Climate experts urge rapid expansion of parks
08 Aug 2007
The World Bank's former chief biodiversity advisor, Dr Tom Lovejoy, has endorsed calls by a panel of top Australian conservation science experts to make rapid expansion of Australia's National Reserve System the top priority for climate change adaptation.
Dr Lovejoy, who has also been a senior adviser to the President of the United Nations Foundation and has served on numerous science and environmental advisory councils for the Reagan, Bush and Clinton presidencies in the US, said more nature reserves were needed in Australia as a matter of urgency to protect core wildlife habitats.
"Climate change is already well underway and animal and plant species are already on the move.

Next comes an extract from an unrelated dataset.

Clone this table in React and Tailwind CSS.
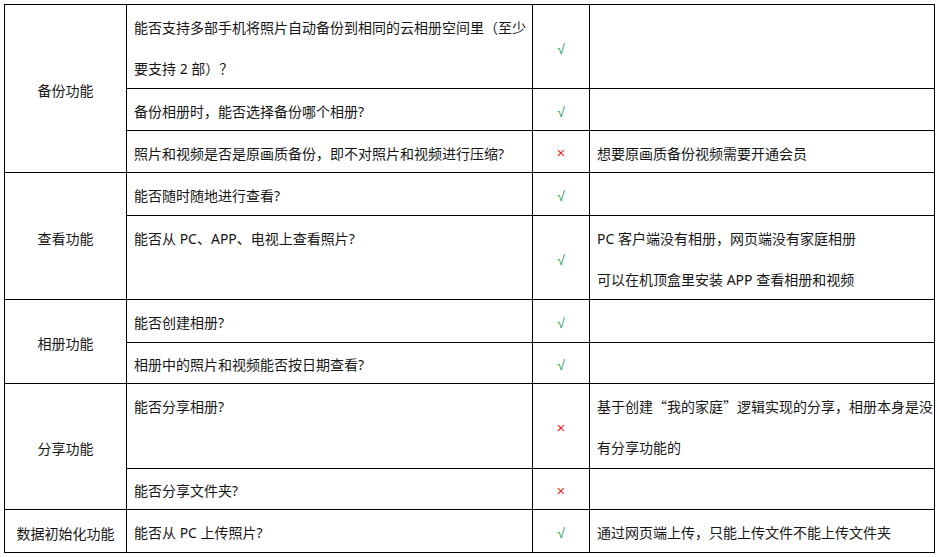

To avoid losing them it's urgent that we ensure they have well-protected homes to go to and secure ways to get there," Dr Lovejoy said in Canberra today.
Dr Lovejoy today launched the published proceedings of an expert symposium held in June entitled 'Protected Areas: buffering nature against climate change', which was organised by WWF-Australia and the IUCN World Commission on Protected Areas.

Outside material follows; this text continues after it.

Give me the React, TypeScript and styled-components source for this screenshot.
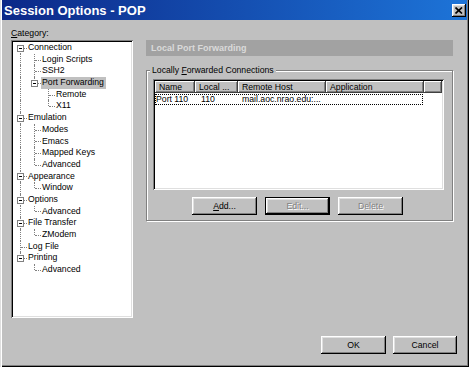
import React from 'react';
import styled, { createGlobalStyle, css } from 'styled-components';

const GlobalStyle = createGlobalStyle`
  html, body {
    margin: 0;
    padding: 0;
    background: #c0c0c0;
  }
  body {
    font-family: "Liberation Sans", Arial, sans-serif;
    font-size: 8.7px;
    color: #000;
  }
`;

const raised = css`
  box-shadow: inset -1px -1px 0 #000, inset 1px 1px 0 #fff,
    inset -2px -2px 0 #808080, inset 2px 2px 0 #dfdfdf;
`;

const sunken = css`
  box-shadow: inset 1px 1px 0 #808080, inset -1px -1px 0 #fff,
    inset 2px 2px 0 #000, inset -2px -2px 0 #dfdfdf;
`;

const Window = styled.div`
    width: 469px;
    height: 367px;
    box-sizing: border-box;
    padding: 0 2px 2px 2px;
    display: flex;
    flex-direction: column;
    background: #c0c0c0;
    box-shadow: inset 1px 0 0 #dfdfdf, inset 2px 0 0 #fff,
        inset -1px -1px 0 #000, inset -2px -2px 0 #808080;
    overflow: hidden;
`;

const TitleBar = styled.div`
    height: 20px;
    display: flex;
    align-items: center;
    padding: 0 1px 0 2px;
    background: linear-gradient(to right, #0c2888, #1d74d8);
    color: #fff;
    font-size: 13px;
    font-weight: bold;
`;

const CloseButton = styled.div`
    margin-left: auto;
    width: 14px;
    height: 13px;
    background: #c0c0c0;
    display: flex;
    align-items: center;
    justify-content: center;
    ${raised};
`;

const Main = styled.div`
    display: flex;
    padding: 6px 0 0 9px;
`;

const LeftCol = styled.div`
    width: 122px;
    display: flex;
    flex-direction: column;
`;

const FieldLabel = styled.div`
    height: 14px;
    line-height: 14px;
`;

const Tree = styled.div`
    height: 278px;
    box-sizing: border-box;
    padding: 2px;
    background: #fff;
    ${sunken};
`;

const TreeRow = styled.div`
    display: flex;
    height: 11.7px;
    line-height: 11.7px;
    white-space: nowrap;
`;

const Guide = styled.div<{ $line: boolean }>`
    position: relative;
    width: 14px;
    flex: none;
    ${p => p.$line && css`
        &::before {
            content: '';
            position: absolute;
            left: 7px;
            top: 0;
            bottom: 0;
            border-left: 1px dotted #808080;
        }
    `}
`;

const Connector = styled.div<{ $up: boolean; $down: boolean }>`
    position: relative;
    width: 14px;
    flex: none;
    &::before {
        content: '';
        position: absolute;
        left: 7px;
        top: ${p => (p.$up ? '0' : '50%')};
        bottom: ${p => (p.$down ? '0' : '50%')};
        border-left: 1px dotted #808080;
    }
    &::after {
        content: '';
        position: absolute;
        left: 8px;
        right: 0;
        top: 50%;
        border-top: 1px dotted #808080;
    }
`;

const Expander = styled.div`
    position: absolute;
    z-index: 1;
    left: 4px;
    top: calc(50% - 3px);
    width: 7px;
    height: 7px;
    box-sizing: border-box;
    border: 1px solid #808080;
    background: #fff;
    &::after {
        content: '';
        position: absolute;
        left: 1px;
        top: 2px;
        width: 3px;
        border-top: 1px solid #000;
    }
`;

const TreeLabel = styled.span<{ $selected?: boolean }>`
    padding: 0 2px 0 1px;
    background: ${p => (p.$selected ? '#c0c0c0' : 'transparent')};
`;

const RightCol = styled.div`
    width: 307px;
    margin-left: 13px;
    padding-top: 14px;
`;

const PanelHeader = styled.div`
    height: 16px;
    line-height: 16px;
    padding-left: 5px;
    background: #a2a2a2;
    color: #dadada;
    font-size: 9px;
    font-weight: bold;
`;

const Group = styled.fieldset`
    margin: 8px 0 0 0;
    padding: 3px 8px 5px 6px;
    min-width: 0;
    border: 1px solid #808080;
    box-shadow: inset 1px 1px 0 #fff, 1px 1px 0 #fff;
`;

const Legend = styled.legend`
    padding: 0 2px;
    margin-left: -3px;
    line-height: 12px;
    background: #c0c0c0;
`;

const ListView = styled.div`
    height: 111px;
    box-sizing: border-box;
    padding: 2px;
    background: #fff;
    display: flex;
    flex-direction: column;
    ${sunken};
`;

const ListHeader = styled.div`
    display: flex;
    height: 12px;
    flex: none;
`;

const HeaderCell = styled.div<{ $w?: number }>`
    ${p => (p.$w ? `width: ${p.$w}px; flex: none;` : 'flex: 1;')}
    box-sizing: border-box;
    padding-left: 4px;
    line-height: 12px;
    background: #c0c0c0;
    white-space: nowrap;
    overflow: hidden;
    box-shadow: inset -1px -1px 0 #404040, inset 1px 1px 0 #fff,
        inset -2px -2px 0 #808080;
`;

const ListRow = styled.div`
    display: flex;
    width: 268px;
    height: 11px;
    line-height: 11px;
    margin: 1px 0 0 0;
    outline: 1px dotted #000;
    outline-offset: -1px;
`;

const RowCell = styled.div<{ $w: number; $pad: number }>`
    width: ${p => p.$w}px;
    padding-left: ${p => p.$pad}px;
    box-sizing: border-box;
    white-space: nowrap;
    overflow: hidden;
`;

const ButtonRow = styled.div`
    display: flex;
    justify-content: center;
    gap: 8px;
    margin-top: 7px;
    padding-right: 2px;
`;

const Button = styled.button<{ $default?: boolean }>`
    width: 65px;
    height: 18px;
    padding: 0;
    border: ${p => (p.$default ? '1px solid #000' : 'none')};
    background: #c0c0c0;
    font-family: inherit;
    font-size: 8.7px;
    color: #000;
    ${raised};
    &:disabled {
        color: #808080;
        text-shadow: 1px 1px 0 #fff;
    }
`;

const Footer = styled.div`
    flex: 1;
    display: flex;
    justify-content: flex-end;
    align-items: flex-end;
    gap: 7px;
    padding: 0 10px 11px 0;
`;

type Node = { label: string; selected?: boolean; children?: Node[] };

const tree: Node[] = [
    {
        label: 'Connection',
        children: [
            { label: 'Login Scripts' },
            { label: 'SSH2' },
            { label: 'Port Forwarding', selected: true, children: [{ label: 'Remote' }, { label: 'X11' }] },
        ],
    },
    { label: 'Emulation', children: [{ label: 'Modes' }, { label: 'Emacs' }, { label: 'Mapped Keys' }, { label: 'Advanced' }] },
    { label: 'Appearance', children: [{ label: 'Window' }] },
    { label: 'Options', children: [{ label: 'Advanced' }] },
    { label: 'File Transfer', children: [{ label: 'ZModem' }] },
    { label: 'Log File' },
    { label: 'Printing', children: [{ label: 'Advanced' }] },
];

const renderTree = (nodes: Node[], guides: boolean[], out: React.ReactNode[], root: boolean) => {
    nodes.forEach((n, i) => {
        const hasNext = i < nodes.length - 1;
        out.push(
            <TreeRow key={out.length}>
                {guides.map((g, j) => <Guide key={j} $line={g} />)}
                <Connector $up={!(root && i == 0)} $down={hasNext}>
                    {n.children && <Expander />}
                </Connector>
                <TreeLabel $selected={n.selected}>{n.label}</TreeLabel>
            </TreeRow>
        );
        if (n.children) renderTree(n.children, [...guides, hasNext], out, false);
    });
    return out;
};

const columns = [
    { name: 'Name', w: 40 },
    { name: 'Local ...', w: 43 },
    { name: 'Remote Host', w: 88 },
    { name: 'Application', w: 98 },
];

const App = () => {
    const rows = renderTree(tree, [], [], true);

    return (
        <>
            <GlobalStyle />
            <Window>
                <TitleBar>
                    Session Options - POP
                    <CloseButton>
                        <svg width="8" height="7" viewBox="0 0 8 7">
                            <path d="M0.5 0.5 L7 6.5 M7 0.5 L0.5 6.5" stroke="#000" strokeWidth="1.7" />
                        </svg>
                    </CloseButton>
                </TitleBar>
                <Main>
                    <LeftCol>
                        <FieldLabel><u>C</u>ategory:</FieldLabel>
                        <Tree>{rows}</Tree>
                    </LeftCol>
                    <RightCol>
                        <PanelHeader>Local Port Forwarding</PanelHeader>
                        <Group>
                            <Legend>Locally <u>F</u>orwarded Connections</Legend>
                            <ListView>
                                <ListHeader>
                                    {columns.map(c => <HeaderCell key={c.name} $w={c.w}>{c.name}</HeaderCell>)}
                                    <HeaderCell />
                                </ListHeader>
                                <ListRow>
                                    <RowCell $w={40} $pad={1}>Port 110</RowCell>
                                    <RowCell $w={43} $pad={6}>110</RowCell>
                                    <RowCell $w={88} $pad={4}>mail.aoc.nrao.edu:...</RowCell>
                                    <RowCell $w={97} $pad={4}></RowCell>
                                </ListRow>
                            </ListView>
                            <ButtonRow>
                                <Button><u>A</u>dd...</Button>
                                <Button $default disabled>Edit...</Button>
                                <Button disabled>Delete</Button>
                            </ButtonRow>
                        </Group>
                    </RightCol>
                </Main>
                <Footer>
                    <Button>OK</Button>
                    <Button style={{ width: 64 }}>Cancel</Button>
                </Footer>
            </Window>
        </>
    );
};

export default App;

Dr Lovejoy said early and prompt action on the reserve system would, in addition to saving Australia's unique wildlife, return significant economic paybacks, generating "billions in ecotourism revenues and ecosystem services, like clean air, rainfall and clean water, climate and flood control."

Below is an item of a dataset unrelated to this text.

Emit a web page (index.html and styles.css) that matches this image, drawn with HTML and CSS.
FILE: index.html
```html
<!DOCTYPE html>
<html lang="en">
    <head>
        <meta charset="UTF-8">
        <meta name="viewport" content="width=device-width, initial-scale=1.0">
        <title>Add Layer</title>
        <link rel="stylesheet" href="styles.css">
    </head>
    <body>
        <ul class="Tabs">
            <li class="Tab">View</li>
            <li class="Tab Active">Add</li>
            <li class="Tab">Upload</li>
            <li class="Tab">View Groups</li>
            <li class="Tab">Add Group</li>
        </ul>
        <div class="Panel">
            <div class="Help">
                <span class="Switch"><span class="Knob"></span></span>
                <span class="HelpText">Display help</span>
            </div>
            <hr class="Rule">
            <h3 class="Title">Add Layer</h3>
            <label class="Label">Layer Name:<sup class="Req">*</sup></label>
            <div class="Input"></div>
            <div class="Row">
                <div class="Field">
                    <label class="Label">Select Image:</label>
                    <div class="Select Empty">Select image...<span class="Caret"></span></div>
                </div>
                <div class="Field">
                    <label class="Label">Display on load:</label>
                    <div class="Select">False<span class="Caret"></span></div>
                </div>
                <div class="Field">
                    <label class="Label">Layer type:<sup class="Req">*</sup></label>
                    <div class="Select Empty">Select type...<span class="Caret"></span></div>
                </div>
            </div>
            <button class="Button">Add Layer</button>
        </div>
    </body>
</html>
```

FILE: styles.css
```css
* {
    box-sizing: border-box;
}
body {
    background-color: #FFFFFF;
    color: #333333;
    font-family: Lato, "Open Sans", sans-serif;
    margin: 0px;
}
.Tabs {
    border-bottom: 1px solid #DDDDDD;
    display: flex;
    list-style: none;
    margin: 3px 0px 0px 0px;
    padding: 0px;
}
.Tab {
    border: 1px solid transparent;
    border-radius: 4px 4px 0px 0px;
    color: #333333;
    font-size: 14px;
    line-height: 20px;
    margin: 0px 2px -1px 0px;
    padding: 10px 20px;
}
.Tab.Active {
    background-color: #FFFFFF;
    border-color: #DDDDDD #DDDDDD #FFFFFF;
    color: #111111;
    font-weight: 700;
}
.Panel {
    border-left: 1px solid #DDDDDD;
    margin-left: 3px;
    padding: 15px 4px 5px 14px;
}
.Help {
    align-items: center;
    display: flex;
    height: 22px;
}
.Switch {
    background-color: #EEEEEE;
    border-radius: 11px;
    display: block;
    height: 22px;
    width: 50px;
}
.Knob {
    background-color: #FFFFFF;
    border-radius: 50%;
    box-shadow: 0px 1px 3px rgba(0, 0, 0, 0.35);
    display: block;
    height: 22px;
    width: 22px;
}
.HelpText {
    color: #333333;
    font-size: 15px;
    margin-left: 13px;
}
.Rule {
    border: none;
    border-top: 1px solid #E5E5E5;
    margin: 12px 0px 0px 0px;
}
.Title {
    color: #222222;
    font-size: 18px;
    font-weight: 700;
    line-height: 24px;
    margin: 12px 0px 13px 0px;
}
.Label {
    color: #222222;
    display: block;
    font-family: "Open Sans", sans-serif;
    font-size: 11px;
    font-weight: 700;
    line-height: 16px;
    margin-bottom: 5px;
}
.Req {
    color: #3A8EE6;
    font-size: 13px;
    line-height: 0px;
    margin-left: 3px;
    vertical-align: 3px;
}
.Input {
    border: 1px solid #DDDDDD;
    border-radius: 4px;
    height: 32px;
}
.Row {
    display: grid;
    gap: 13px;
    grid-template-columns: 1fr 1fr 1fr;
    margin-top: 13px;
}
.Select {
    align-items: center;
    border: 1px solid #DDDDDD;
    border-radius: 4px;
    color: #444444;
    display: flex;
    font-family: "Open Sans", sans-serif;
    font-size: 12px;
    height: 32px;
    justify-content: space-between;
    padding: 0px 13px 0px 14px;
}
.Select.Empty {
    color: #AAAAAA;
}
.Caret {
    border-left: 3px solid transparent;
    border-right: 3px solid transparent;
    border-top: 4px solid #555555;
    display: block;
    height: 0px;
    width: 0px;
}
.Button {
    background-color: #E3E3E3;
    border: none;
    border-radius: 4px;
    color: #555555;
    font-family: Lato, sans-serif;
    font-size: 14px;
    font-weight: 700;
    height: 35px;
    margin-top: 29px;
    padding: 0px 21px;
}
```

Protected areas expert with WWF-Australia, Dr Martin Taylor, said consensus at the June symposium - which brought together experts on ecosystems, climate change and protected areas - was strong on the point that a major leap in reserve system investment was needed.
"At least $80 million annual investment by the Australian government – roughly ten times past levels - is needed to acquire new reserves in strategic locations as well as to help Traditional Owners manage the growing system of Indigenous Protected Areas," Dr Taylor said.
"Failure to implement this practical rescue package now would greatly increase the risk of native species being unable to adapt to climate change and declining to extinction."
Dr Lovejoy published the landmark conservation science text Climate Change and Biodiversity in 2005. He currently serves as President of the Heinz Centre for Science, Economics and the Environment in Washington DC.
The National Reserve System is Australia's collection of national parks and nature reserves, Indigenous and privately owned protected areas dedicated to the protection of biodiversity.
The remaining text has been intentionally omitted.